Intentional Culture-Building
Prior to launching their pilot, the Austin High team spent four weeks in the summer with their founding teachers planning for the pilot. Although this planning time was outside of the scope of what the district requires and subsidizes for teacher professional development, the school’s leadership team knew how much would be required to redesign their model and plan for the first year of implementation and made a campus-level financial decision to invest the funds that would allow for the extra planning time.
During the four weeks, the team collaboratively wrote all vision documents, implementation resources, and content required to start the pilot. The team first wrote the core values for their students based on their school design pillars, then spent multiple sessions drafting specific systems and curriculum documents. Austin High’s assistant principal and lead teacher also ran PD sessions on culture, planning rigorous lessons, and evaluating student work, and the team began to write new grading criteria, rubrics to evaluate student work, and a framework for how the content would be organized on the HUB (the district’s Learning Management System, or LMS).
Additionally, the team intentionally built a strong culture within their group through personality and workstyle reflections, intentional collaboration, and informal time together outside of school. Once the year started, they continued this collaborative planning practice and met daily to reflect on and revise their systems and supporting resources for the pilot. The team attributes a significant amount of their initial success to this investment in teacher capacity and team-building prior the start of school.
The Austin High team knew that handling a drastic increase in student ownership and autonomy (control over learning and time) would initially be challenging for students who, for years, had been in schools with traditional instruction and school discipline structures. Additionally, all students, but especially students who had historically struggled academically, would need specific supports around processing their academic data, setting academic and non-academic goals, and working independently toward long-term deadlines.
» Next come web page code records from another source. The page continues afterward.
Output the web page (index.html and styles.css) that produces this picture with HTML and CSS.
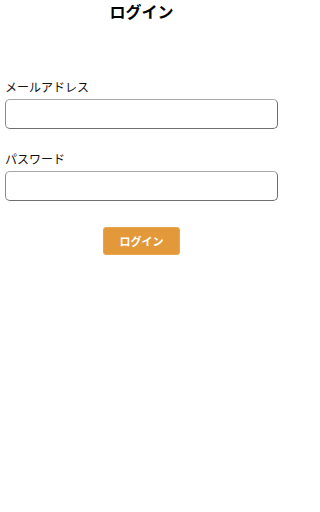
FILE: index.html
```html
<!DOCTYPE html>
<html lang="ja">
<head>
<meta charset="utf-8">
<link rel="stylesheet" href="styles.css">
</head>
<body>
<div class="page">
  <h1 class="title">ログイン</h1>
  <form class="form">
    <label class="label" for="email">メールアドレス</label>
    <input class="input" id="email" type="text">
    <label class="label label-second" for="pw">パスワード</label>
    <input class="input" id="pw" type="password">
    <div class="actions">
      <button class="btn" type="button">ログイン</button>
    </div>
  </form>
</div>
</body>
</html>
```
FILE: styles.css
```css
html, body {
  margin: 0;
  padding: 0;
  background: #fff;
}
body {
  font-family: "Noto Sans CJK JP", "Noto Sans", sans-serif;
  color: #111;
}
.page {
  margin-left: 5px;
  width: 273px;
}
.title {
  margin: 0;
  font-size: 16px;
  line-height: 23px;
  font-weight: 700;
  text-align: center;
  color: #000;
}
.form {
  display: flex;
  flex-direction: column;
  margin-top: 55px;
}
.label {
  display: block;
  font-size: 12px;
  line-height: 17px;
  margin-bottom: 4px;
}
.label-second {
  margin-top: 21px;
}
.input {
  box-sizing: border-box;
  width: 273px;
  height: 30px;
  margin: 0;
  border: 1px solid #6e6e6e;
  border-top-color: #a8a8a8;
  border-left-color: #8a8a8a;
  border-radius: 5px;
  background: #fff;
  outline: none;
}
.actions {
  display: flex;
  justify-content: center;
  margin-top: 26px;
}
.btn {
  box-sizing: border-box;
  width: 77px;
  height: 28px;
  border: 1px solid #e8a54f;
  border-radius: 3px;
  background: #e3983a;
  color: #fff;
  font-family: "Noto Sans CJK JP", "Noto Sans", sans-serif;
  font-size: 11px;
  font-weight: 700;
  padding: 0;
  line-height: 26px;
}
```
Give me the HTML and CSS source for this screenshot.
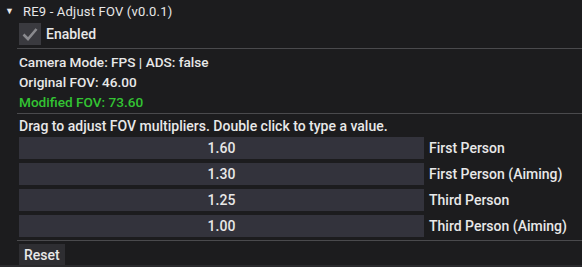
FILE: index.html
```html
<!DOCTYPE html>
<html lang="en">
<head>
    <meta charset="UTF-8">
    <title>RE9 - Adjust FOV</title>
    <link rel="stylesheet" href="styles.css">
</head>
<body>
    <div class="panel">
        <div class="header">
            <span class="arrow">&#9660;</span>
            <span class="title">RE9 - Adjust FOV (v0.0.1)</span>
        </div>
        <div class="content">
            <div class="check-row">
                <div class="checkbox">
                    <svg width="16" height="14" viewBox="0 0 16 14">
                        <path d="M1.5 7.5 L6 12 L14.5 2" fill="none" stroke="#8a8a8e" stroke-width="2.6"/>
                    </svg>
                </div>
                <span>Enabled</span>
            </div>
            <div class="sep"></div>
            <div class="info">
                <div class="line">Camera Mode: FPS | ADS: false</div>
                <div class="line">Original FOV: 46.00</div>
                <div class="line green">Modified FOV: 73.60</div>
            </div>
            <div class="sep"></div>
            <div class="line hint">Drag to adjust FOV multipliers. Double click to type a value.</div>
            <div class="sliders">
                <div class="slider-row"><div class="slider">1.60</div><span>First Person</span></div>
                <div class="slider-row"><div class="slider">1.30</div><span>First Person (Aiming)</span></div>
                <div class="slider-row"><div class="slider">1.25</div><span>Third Person</span></div>
                <div class="slider-row"><div class="slider">1.00</div><span>Third Person (Aiming)</span></div>
            </div>
            <div class="sep"></div>
            <div class="btn">Reset</div>
        </div>
    </div>
</body>
</html>
```

FILE: styles.css
```css
body {
    margin: 0;
    background-color: #1c1c1e;
    font-family: Roboto, 'Noto Sans', sans-serif;
    font-size: 14px;
    font-weight: 500;
    color: #e8e8e8;
    height: 267px;
    overflow: hidden;
}

.panel {
    height: 265px;
    border-bottom: 2px solid #2a2a2d;
    overflow: hidden;
}

.header {
    display: flex;
    align-items: center;
    height: 22px;
    padding-left: 5px;
    gap: 9px;
}

.arrow {
    font-size: 9px;
    color: #e8e8e8;
}

.title {
    font-size: 13px;
    font-weight: 400;
    letter-spacing: 0.2px;
}

.content {
    padding-left: 19px;
}

.check-row {
    display: flex;
    align-items: center;
    gap: 5px;
    height: 22px;
    margin-top: 1px;
}

.checkbox {
    width: 22px;
    height: 22px;
    background-color: #3a3a3f;
    display: flex;
    align-items: center;
    justify-content: center;
}

.sep {
    height: 1px;
    background-color: #4a4a4d;
    margin: 3px 0 3px -2px;
}

.info {
    margin-bottom: -2px;
    font-size: 13.6px;
}

.line {
    height: 20px;
    line-height: 20px;
    white-space: nowrap;
}

.hint {
    line-height: 18px;
}

.green {
    color: #33c433;
}

.sliders {
    display: flex;
    flex-direction: column;
    gap: 4px;
}

.slider-row {
    display: flex;
    align-items: center;
    gap: 5px;
}

.slider {
    width: 405px;
    height: 22px;
    line-height: 22px;
    text-align: center;
    background-color: #33333c;
}

.btn {
    display: inline-block;
    padding: 0 5px;
    height: 22px;
    line-height: 22px;
    background-color: #2e2e32;
}
```
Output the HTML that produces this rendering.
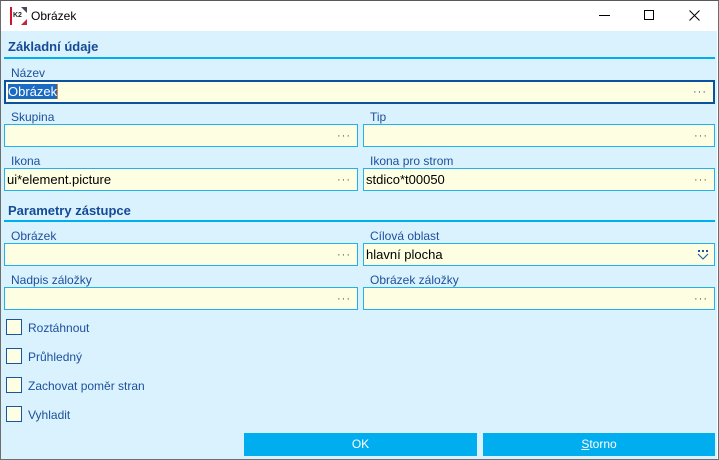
<!DOCTYPE html>
<html><head><meta charset="utf-8"><style>
*{margin:0;padding:0;box-sizing:border-box}
body{width:719px;height:460px;overflow:hidden;background:#fff;font-family:"Liberation Sans",sans-serif;position:relative}
.win{position:absolute;left:0;top:0;width:719px;height:460px;border:1px solid #6d6d6d;border-top:1px solid #5a5a5a}
.title{position:absolute;left:1px;top:1px;width:716px;height:30px;background:#fff}
.content{position:absolute;left:1px;top:31px;width:716px;height:428px;background:#d9f2fe}
.t{position:absolute;white-space:nowrap}
.lbl{position:absolute;font-size:12px;color:#1d4f9c}
.hdr{position:absolute;font-size:13px;font-weight:bold;color:#154a96}
.line{position:absolute;height:2px;background:#00adef}
.inp{position:absolute;height:23px;background:#fefee2;border:1px solid #1fb2ee;font-size:13px;color:#000;padding:3px 0 0 2px}
.dots{position:absolute;right:6px;top:6px;font-size:11px;line-height:11px;color:#555;letter-spacing:1px}
.cb{position:absolute;left:6px;width:16px;height:16px;background:#fefee2;border:1px solid #1a55a2}
.cbl{position:absolute;left:28px;font-size:12px;color:#1d4f9c}
.btn{position:absolute;top:433px;height:23px;background:#00adef;color:#fff;font-size:12px;text-align:center;line-height:23px}
</style></head><body>
<div class="win"></div>
<div class="title">
 <div class="t" style="left:8px;top:6px;width:18px;height:18px;background:#fff">
  <div style="position:absolute;left:1px;top:0;width:2px;height:18px;background:#d4102a"></div>
  <div style="position:absolute;left:4px;top:5px;font-size:7px;font-weight:bold;color:#222">K2</div>
  <div style="position:absolute;left:12px;top:0;width:6px;height:6px;background:#46485f;clip-path:polygon(0 0,100% 0,100% 100%)"></div>
  <div style="position:absolute;left:12px;top:12px;width:6px;height:6px;background:#c2263c;clip-path:polygon(100% 0,100% 100%,0 100%)"></div>
 </div>
 <div class="t" style="left:30px;top:8px;font-size:12px;color:#000">Obrázek</div>
 <div class="t" style="left:598px;top:14px;width:11px;height:1px;background:#000"></div>
 <div class="t" style="left:643px;top:9px;width:10px;height:10px;border:1px solid #000"></div>
 <svg class="t" style="left:688px;top:9px" width="11" height="11"><path d="M0.5 0.5L10.5 10.5M10.5 0.5L0.5 10.5" stroke="#000" stroke-width="1"/></svg>
</div>
<div class="content"></div>

<div class="hdr" style="left:8px;top:39px">Základní údaje</div>
<div class="line" style="left:4px;top:57px;width:711px"></div>
<div class="lbl" style="left:11px;top:66px">Název</div>
<div class="inp" style="left:4px;top:80px;width:711px;height:24px;border:2px solid #0a52a0;padding:2px 0 0 2px"><span style="background:#1a6bc4;color:#fff;border-right:1px solid #f08020">Obrázek</span><span class="dots" style="color:#1a55a2;top:5px">···</span></div>

<div class="lbl" style="left:11px;top:110px">Skupina</div>
<div class="inp" style="left:4px;top:124px;width:354px"><span class="dots">···</span></div>
<div class="lbl" style="left:370px;top:110px">Tip</div>
<div class="inp" style="left:363px;top:124px;width:352px"><span class="dots">···</span></div>

<div class="lbl" style="left:11px;top:154px">Ikona</div>
<div class="inp" style="left:4px;top:168px;width:354px">ui*element.picture<span class="dots">···</span></div>
<div class="lbl" style="left:370px;top:154px">Ikona pro strom</div>
<div class="inp" style="left:363px;top:168px;width:352px">stdico*t00050<span class="dots">···</span></div>

<div class="hdr" style="left:8px;top:203px">Parametry zástupce</div>
<div class="line" style="left:4px;top:220px;width:711px"></div>

<div class="lbl" style="left:11px;top:229px">Obrázek</div>
<div class="inp" style="left:4px;top:243px;width:354px"><span class="dots">···</span></div>
<div class="lbl" style="left:370px;top:229px">Cílová oblast</div>
<div class="inp" style="left:363px;top:243px;width:352px">hlavní plocha<svg style="position:absolute;right:5px;top:5px" width="12" height="11"><path d="M1 1h2v2H1zM5 1h2v2H5zM9 1h2v2H9z" fill="#1a55a2"/><path d="M1 5l5 5 5-5" stroke="#1a55a2" fill="none"/></svg></div>

<div class="lbl" style="left:11px;top:273px">Nadpis záložky</div>
<div class="inp" style="left:4px;top:287px;width:354px"><span class="dots">···</span></div>
<div class="lbl" style="left:370px;top:273px">Obrázek záložky</div>
<div class="inp" style="left:363px;top:287px;width:352px"><span class="dots">···</span></div>

<div class="cb" style="top:319px"></div><div class="cbl" style="top:321px">Roztáhnout</div>
<div class="cb" style="top:348px"></div><div class="cbl" style="top:350px">Průhledný</div>
<div class="cb" style="top:377px"></div><div class="cbl" style="top:379px">Zachovat poměr stran</div>
<div class="cb" style="top:406px"></div><div class="cbl" style="top:408px">Vyhladit</div>

<div class="btn" style="left:244px;width:233px">OK</div>
<div class="btn" style="left:483px;width:232px"><u>S</u>torno</div>
</body></html>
To help them adjust, during the first 25 days of school, the cohort of 9th grade students engaged in a 25-Day Launch program that was strategically designed to help them internalize the new pilot’s values, systems, and routines. During this process, they learned how to operate within a small, consistent learning community (cohort) with progressive restorative practices and how to make appropriate daily choices about how to spend their class time. This also afforded both students and teachers the opportunity to learn about and practice essential culture items.
The 25-Day Launch experience was structured around a series of targeted learning activities such as community circles and mentorship, where students were introduced to the Austin High goal-setting procedure and the use of the Character Strength Rubric. The pace at which academic content was taught was slowed to ensure that non-academic skills could be taught through academics, and the team decided that it was permissible if teachers temporarily fell behind in teaching their academic standards in service of teaching non-academic skills as well.
Prioritizing agency and cultural competencies over academic content at the beginning of the year allowed students and staff to develop a shared vision and common language for the culture (academic and non-academic) of the pilot, resulting in a more effective and positive first year of implementation.